Minister for Civil Supplies and Consumer Affairs Government of Andhra Pradesh
- In office 11 April 2022 – 4 June 2024
- Governor: Biswabhusan Harichandan S. Abdul Nazeer
- Chief Minister: Y. S. Jagan Mohan Reddy
- Preceded by: Kodali Nani

General Secretary of the Yuvajana Shramika Rythu Congress Party
- Incumbent
- Assumed office 2014 - Present
- President: Y. S. Jagan Mohan Reddy

Member of Legislative Assembly Andhra Pradesh
- In office 2019–2024
- Preceded by: Arimilli Radha Krishna
- Succeeded by: Arimilli Radha Krishna
- Constituency: Tanuku
- In office 2009–2014
- Preceded by: Chitturi Bapineedu
- Succeeded by: Arimilli Radha Krishna
- Constituency: Tanuku

Personal details
- Born: 2 October 1964 (age 61) Attili, West Godavari district, Andhra Pradesh, India
- Party: YSR Congress Party
- Spouse: Karumuri Lakshmi Kiran (1989- present)
- Children: 2
- Occupation: Politician, Businessman
- Website: karumurionline.com

= Karumuri Venkata Nageswara Rao =

Indian politician (born 1964)

Karumuri Venkata Nageswara Rao (born 2 October 1964) is the former minister for Civil Supplies and consumer affairs in Andhra Pradesh government. He is Member of the Legislative Assembly of the Indian state of Andhra Pradesh, representing Tanuku. He is a member of the YSR Congress party.
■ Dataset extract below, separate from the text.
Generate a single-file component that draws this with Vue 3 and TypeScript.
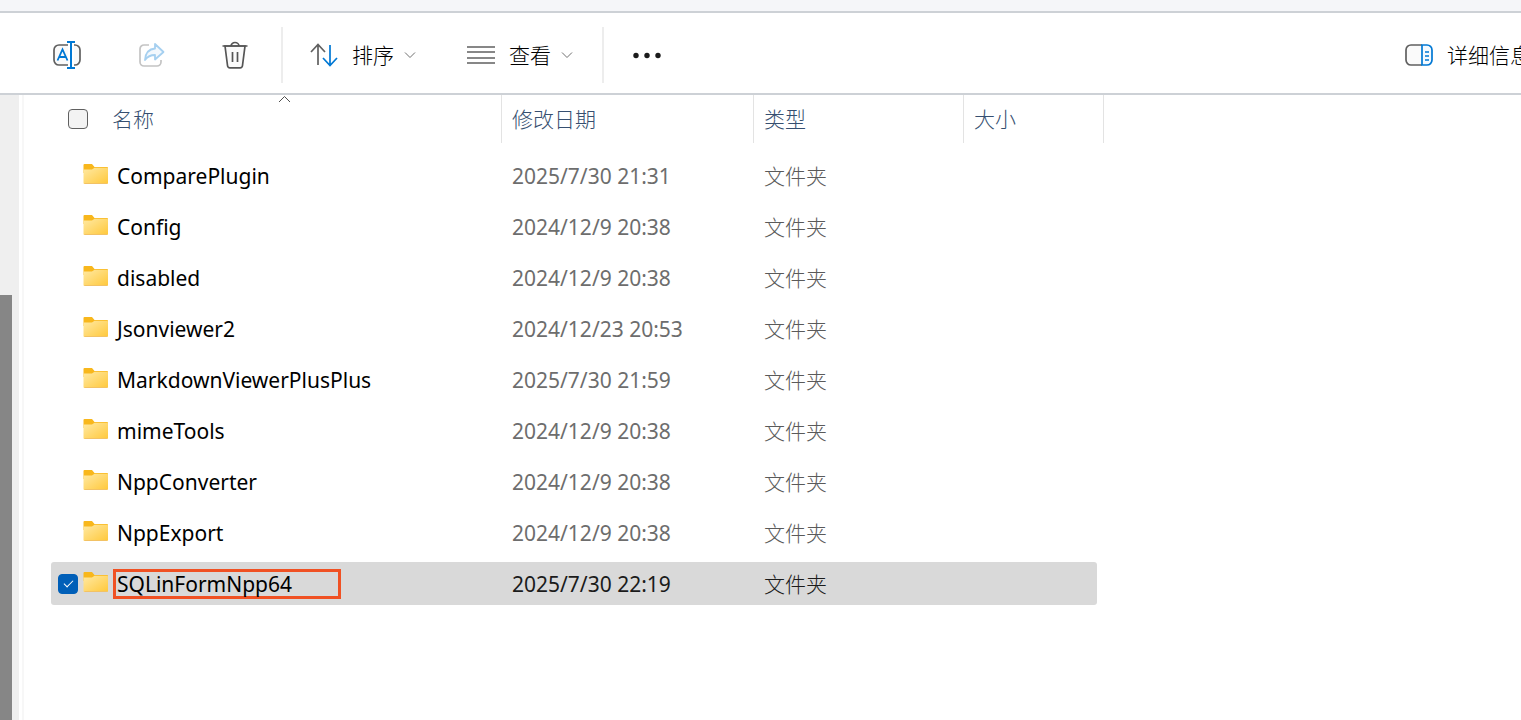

He started his political career in Congress Party, he was General Secretary of Andhra Pradesh Congress Committee from 2009 to 2014. He also served as chairperson for West Godavari Zilla Parishad for three years before being elected as MLA for the first time in 2009. He was awarded honorary doctorate in social service by Westbrook University, US in 2007. He has been appointed General Secretary of Andhra Pradesh Congress Committee on 9 June 2013. He was elected for second term as MLA from Tanuku in 2019 elections representing YSR Congress. He is the former cabinet Minister for Civil Supplies and Consumer Affairs in Andhra Pradesh.

==Early life and family==
Karumuri Nageswara Rao was born to Karumuri Ramakrishna and Karumuri Suryakathamma 2 October 1964, in Attili, West Godavari district. He moved to Hyderabad at the age of 18 and started his own business. He has two sisters and a brother who is a chemistry professor in Tanuku. In 1989 he was married to Lakshmi Kiran. The couple have a son and daughter.